/---

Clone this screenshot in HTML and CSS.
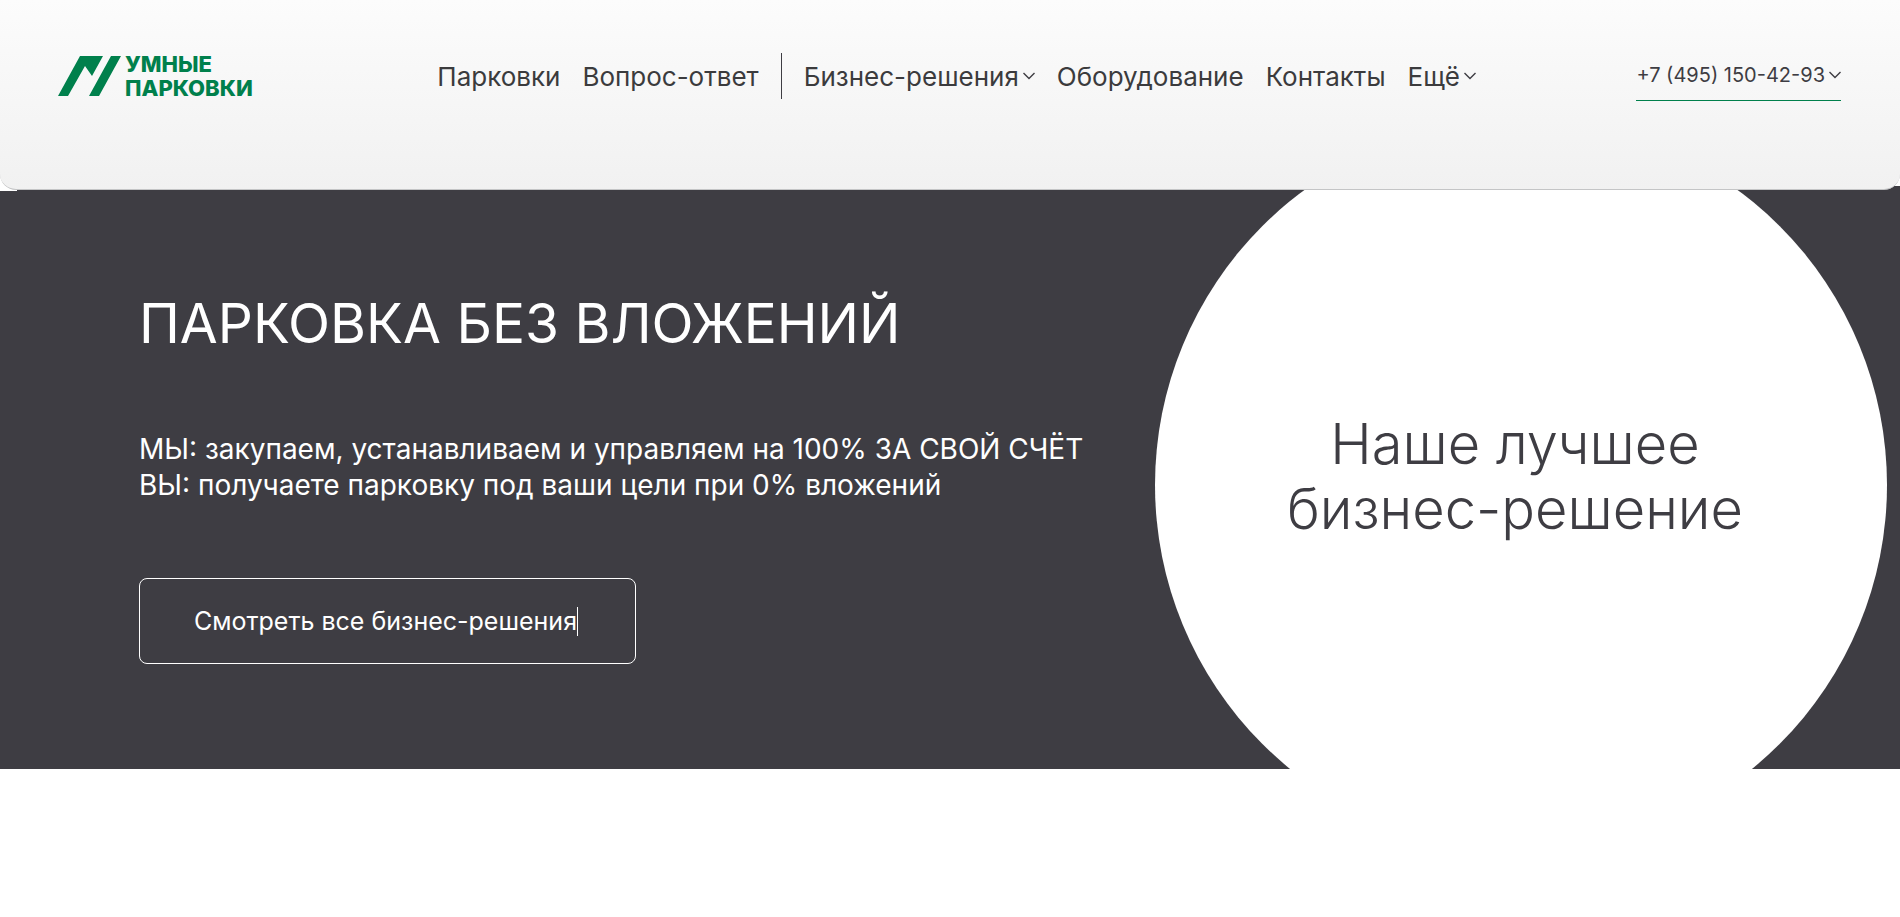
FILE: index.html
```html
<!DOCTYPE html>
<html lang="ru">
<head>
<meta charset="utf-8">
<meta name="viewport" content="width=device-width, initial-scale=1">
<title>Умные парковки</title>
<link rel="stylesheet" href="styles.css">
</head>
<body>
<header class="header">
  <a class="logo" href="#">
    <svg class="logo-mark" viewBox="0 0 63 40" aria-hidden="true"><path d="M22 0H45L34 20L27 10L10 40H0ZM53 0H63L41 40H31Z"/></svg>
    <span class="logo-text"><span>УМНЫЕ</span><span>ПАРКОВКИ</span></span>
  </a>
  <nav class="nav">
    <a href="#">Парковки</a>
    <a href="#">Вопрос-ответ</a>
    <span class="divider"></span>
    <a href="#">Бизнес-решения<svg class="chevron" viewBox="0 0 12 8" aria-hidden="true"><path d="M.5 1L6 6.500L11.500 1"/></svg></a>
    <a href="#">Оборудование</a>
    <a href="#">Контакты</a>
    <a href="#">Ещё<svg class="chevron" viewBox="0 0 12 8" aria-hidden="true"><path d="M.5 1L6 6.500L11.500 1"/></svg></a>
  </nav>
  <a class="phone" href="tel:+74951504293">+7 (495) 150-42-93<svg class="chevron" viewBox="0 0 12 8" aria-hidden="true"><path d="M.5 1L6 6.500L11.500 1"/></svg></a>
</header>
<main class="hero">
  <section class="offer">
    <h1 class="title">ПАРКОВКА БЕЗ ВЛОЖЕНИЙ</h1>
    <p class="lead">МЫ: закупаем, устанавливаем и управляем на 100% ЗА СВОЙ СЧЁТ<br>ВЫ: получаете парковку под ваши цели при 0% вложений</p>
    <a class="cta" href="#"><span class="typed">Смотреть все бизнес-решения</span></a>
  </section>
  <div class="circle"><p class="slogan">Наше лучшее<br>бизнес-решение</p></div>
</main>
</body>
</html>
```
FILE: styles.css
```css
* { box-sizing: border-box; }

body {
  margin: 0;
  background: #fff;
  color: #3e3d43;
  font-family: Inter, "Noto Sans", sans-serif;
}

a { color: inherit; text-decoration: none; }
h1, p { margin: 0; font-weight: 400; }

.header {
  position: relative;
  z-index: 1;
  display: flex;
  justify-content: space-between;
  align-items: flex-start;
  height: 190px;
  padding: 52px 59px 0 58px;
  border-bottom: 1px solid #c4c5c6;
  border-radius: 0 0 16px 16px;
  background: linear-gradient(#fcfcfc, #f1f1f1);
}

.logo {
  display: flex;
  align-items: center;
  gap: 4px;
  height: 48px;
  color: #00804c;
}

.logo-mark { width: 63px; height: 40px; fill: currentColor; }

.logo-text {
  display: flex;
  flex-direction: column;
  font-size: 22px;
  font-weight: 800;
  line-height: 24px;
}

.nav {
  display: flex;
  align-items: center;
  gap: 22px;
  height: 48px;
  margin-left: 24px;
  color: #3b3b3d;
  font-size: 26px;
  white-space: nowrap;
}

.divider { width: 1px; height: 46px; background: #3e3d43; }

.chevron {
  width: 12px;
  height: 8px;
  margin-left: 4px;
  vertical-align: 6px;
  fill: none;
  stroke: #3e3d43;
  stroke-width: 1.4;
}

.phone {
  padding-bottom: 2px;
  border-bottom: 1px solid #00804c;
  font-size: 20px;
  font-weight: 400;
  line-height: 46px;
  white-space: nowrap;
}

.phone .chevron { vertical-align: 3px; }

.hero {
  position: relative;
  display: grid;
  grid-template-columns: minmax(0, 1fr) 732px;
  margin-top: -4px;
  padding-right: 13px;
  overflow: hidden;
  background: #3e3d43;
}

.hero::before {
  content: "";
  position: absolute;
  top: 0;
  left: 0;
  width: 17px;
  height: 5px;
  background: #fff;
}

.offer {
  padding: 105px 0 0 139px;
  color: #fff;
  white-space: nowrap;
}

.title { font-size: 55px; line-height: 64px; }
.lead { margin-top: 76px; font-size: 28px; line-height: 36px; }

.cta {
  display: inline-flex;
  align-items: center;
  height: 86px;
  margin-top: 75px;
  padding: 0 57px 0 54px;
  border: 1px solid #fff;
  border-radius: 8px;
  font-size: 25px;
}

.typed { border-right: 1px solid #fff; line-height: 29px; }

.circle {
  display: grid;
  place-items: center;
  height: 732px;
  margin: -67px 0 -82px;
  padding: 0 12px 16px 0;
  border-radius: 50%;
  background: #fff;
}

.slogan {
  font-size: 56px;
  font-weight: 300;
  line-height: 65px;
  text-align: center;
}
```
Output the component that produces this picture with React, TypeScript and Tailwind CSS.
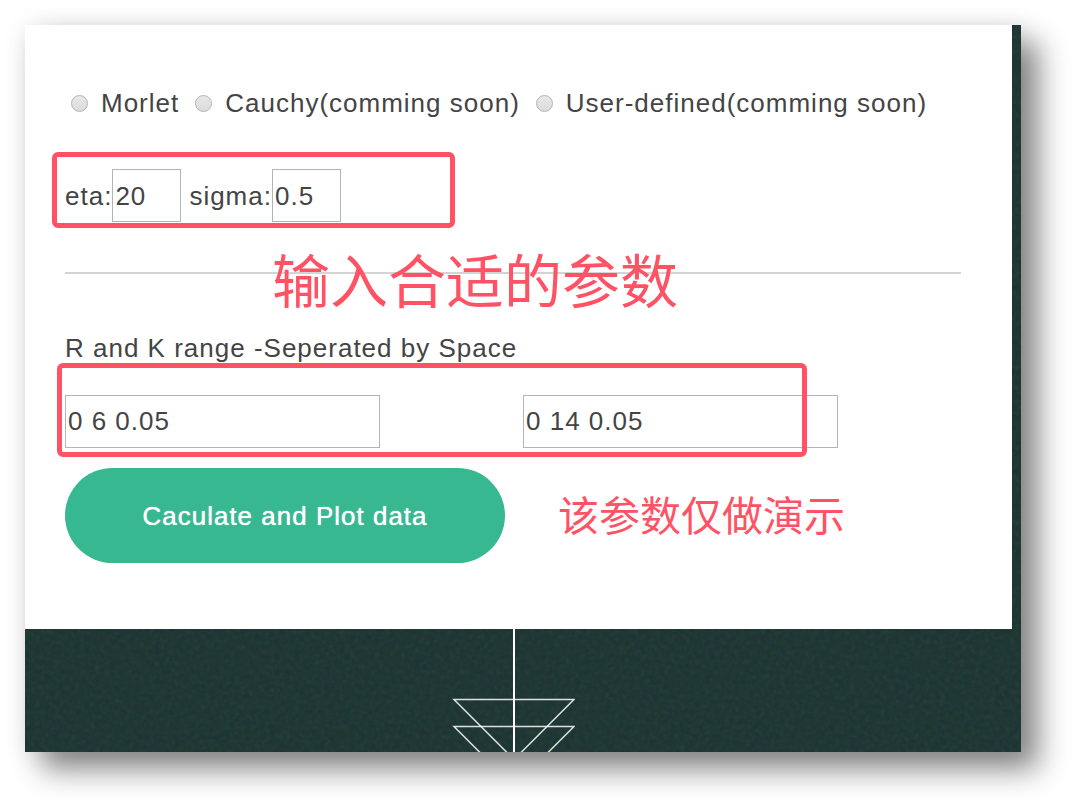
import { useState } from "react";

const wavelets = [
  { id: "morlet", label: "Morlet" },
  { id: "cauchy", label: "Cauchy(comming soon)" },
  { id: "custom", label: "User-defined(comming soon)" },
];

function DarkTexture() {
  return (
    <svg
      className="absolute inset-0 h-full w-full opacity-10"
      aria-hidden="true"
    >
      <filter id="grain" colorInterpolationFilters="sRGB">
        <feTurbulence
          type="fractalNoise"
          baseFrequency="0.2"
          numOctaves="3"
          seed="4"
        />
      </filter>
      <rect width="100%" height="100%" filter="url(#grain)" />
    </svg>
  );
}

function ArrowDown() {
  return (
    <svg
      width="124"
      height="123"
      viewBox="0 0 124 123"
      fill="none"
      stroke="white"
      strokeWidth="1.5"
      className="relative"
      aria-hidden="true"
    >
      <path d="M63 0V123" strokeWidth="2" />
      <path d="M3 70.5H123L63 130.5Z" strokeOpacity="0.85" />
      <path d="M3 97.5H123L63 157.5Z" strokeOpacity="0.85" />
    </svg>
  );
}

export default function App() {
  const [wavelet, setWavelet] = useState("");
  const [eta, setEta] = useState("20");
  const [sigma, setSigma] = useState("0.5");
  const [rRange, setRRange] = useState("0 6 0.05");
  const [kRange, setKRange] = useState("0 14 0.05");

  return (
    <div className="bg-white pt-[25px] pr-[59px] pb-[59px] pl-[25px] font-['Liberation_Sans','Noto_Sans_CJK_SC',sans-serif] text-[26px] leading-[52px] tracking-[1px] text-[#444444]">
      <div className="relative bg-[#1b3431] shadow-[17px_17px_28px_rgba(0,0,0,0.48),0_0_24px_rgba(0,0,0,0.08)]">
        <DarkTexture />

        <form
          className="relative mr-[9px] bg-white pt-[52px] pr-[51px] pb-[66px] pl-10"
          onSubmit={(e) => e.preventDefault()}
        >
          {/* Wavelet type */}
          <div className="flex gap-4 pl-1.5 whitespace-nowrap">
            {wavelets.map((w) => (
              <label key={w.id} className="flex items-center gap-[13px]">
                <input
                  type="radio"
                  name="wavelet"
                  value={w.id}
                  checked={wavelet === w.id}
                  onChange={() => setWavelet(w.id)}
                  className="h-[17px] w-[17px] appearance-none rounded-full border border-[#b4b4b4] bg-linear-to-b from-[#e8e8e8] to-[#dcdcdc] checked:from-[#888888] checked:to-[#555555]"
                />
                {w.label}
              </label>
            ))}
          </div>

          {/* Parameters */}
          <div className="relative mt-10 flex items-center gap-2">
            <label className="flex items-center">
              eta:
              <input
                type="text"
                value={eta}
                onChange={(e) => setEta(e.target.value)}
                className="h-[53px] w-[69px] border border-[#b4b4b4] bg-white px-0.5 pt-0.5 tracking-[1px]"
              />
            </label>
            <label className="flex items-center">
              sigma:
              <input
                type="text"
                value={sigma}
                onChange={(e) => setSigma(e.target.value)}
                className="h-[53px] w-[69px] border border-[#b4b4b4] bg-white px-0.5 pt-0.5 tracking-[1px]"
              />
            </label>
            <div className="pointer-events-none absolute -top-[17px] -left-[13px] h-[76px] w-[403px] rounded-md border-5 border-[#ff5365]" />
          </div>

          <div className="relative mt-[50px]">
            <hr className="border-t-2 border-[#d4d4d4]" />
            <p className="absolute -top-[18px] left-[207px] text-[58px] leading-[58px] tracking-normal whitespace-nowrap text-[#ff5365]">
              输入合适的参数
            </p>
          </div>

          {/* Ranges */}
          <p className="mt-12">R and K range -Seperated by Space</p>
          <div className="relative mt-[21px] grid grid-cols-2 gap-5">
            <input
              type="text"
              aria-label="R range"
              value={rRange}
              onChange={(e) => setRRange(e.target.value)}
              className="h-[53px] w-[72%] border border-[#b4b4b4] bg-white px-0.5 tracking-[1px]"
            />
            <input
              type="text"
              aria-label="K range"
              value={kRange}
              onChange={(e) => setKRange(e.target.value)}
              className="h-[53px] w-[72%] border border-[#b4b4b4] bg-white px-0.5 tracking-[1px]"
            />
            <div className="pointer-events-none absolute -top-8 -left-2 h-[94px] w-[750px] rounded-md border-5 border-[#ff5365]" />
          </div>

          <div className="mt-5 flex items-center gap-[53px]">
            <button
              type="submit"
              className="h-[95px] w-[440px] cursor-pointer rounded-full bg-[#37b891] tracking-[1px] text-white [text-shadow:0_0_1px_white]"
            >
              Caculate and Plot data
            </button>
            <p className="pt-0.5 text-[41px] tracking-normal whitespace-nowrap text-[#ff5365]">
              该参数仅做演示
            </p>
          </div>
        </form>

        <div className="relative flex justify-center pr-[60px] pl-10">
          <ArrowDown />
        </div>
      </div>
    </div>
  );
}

\---

**GOAL**
Pick out each line containing the string "this" and copy it.

**OUTPUT OF THE TASK**
Clone this screenshot in HTML and CSS.
Output the component that produces this picture with React, TypeScript and Tailwind CSS.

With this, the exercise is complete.